These have become a major focus of HMRC interest as they often yield tax liabilities because HMRC are able to ‘break’ the records with comparative ease. However, when HMRC seek to issue excessive assessments off the back of this, then help is required. Our investigations team has experience in both the food & drink sector and in challenging the results of such assessments.
In most cases HMRC will do unannounced spot visits, where they sometimes pose as customers, or observe a business from outside, and take notes of customer visits and orders taken etc.
In two specific cases, HMRC had based VAT and direct tax assessments upon the outcome of covert operations at the business addresses, both of which operated as restaurants.
Case study 1
Restaurant one had been assessed for VAT, corporation tax, interest and penalties totalling £230,000.
Whilst the company accepted that business controls were less than perfect, they believed that they were powerless in the face of the huge ‘best judgement’ assessments raised by HMRC.
Having met with the new client, our team reviewed the case and identified multiple issues where it was considered HMRC had not discharged the burden of proof required by them in order to support their decisions.
A detailed alternative case was prepared based upon business economics, market data and challenging the evidence HMRC relied upon to support the ‘presumption of continuity’ into previous tax years. This was presented in a meeting hastily arranged with the HMRC officers responsible for the various taxes.
Whilst initially steadfast in defending the basis and outcome of their original decisions, the weight of evidence presented forced them to re-examine their own case.
We were then in a position to agree an outcome acceptable to all parties, resulting in a settlement of all tax, interest and penalties of just £11,000, a reduction of over 95% of what was originally faced.
Case study 2
Restaurant two was subject to a tax enquiry where there was no dispute that VAT and income tax arrears existed. Again, HMRC had proven their case that the business records were incomplete and had used the information collated covertly to arrive at assessment values totalling over £370,000; a
sum that would inevitably result in insolvency for the owner and the subsequent loss of all personal assets.
Through face to face discussions and by presenting an alternative interpretation of the data collated, we were able to highlight weaknesses and assumptions in the HMRC case. Similar information which undermined their position would have been produced at any future VAT and duties tribunal. HMRC were fully aware of this and therefore were open to reaching a settlement that would avoid entering into that process.
Total tax liabilities including VAT, corporation tax, penalties and interest were proposed by us and accepted, totalling just over £50,000, an 85% reduction from the initially assessed values.

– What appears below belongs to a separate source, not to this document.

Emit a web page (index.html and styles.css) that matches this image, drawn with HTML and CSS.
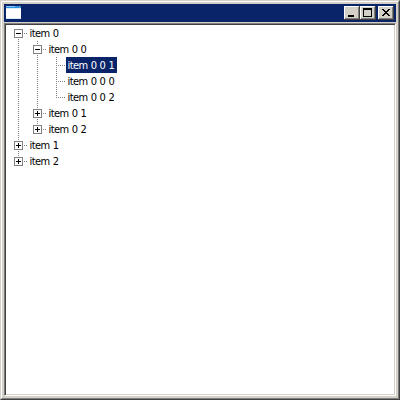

The lower settlement amount allowed the taxpayer to enter into payment arrangements with HMRC and avoid the previously anticipated bankruptcy proceedings. In each of these cases, our team were engaged when all appeared lost to the taxpayers ; leading us to wonder how many HMRC decisions have been accepted on the basis that they were seemingly impossible to challenge.
Ideally, specialist tax investigation advisers should be engaged at the earliest opportunity to avoid HMRC officers becoming entrenched in defending their initial conclusions. However these enquiries show that HMRC decisions are not always the right ones, even when all seems lost.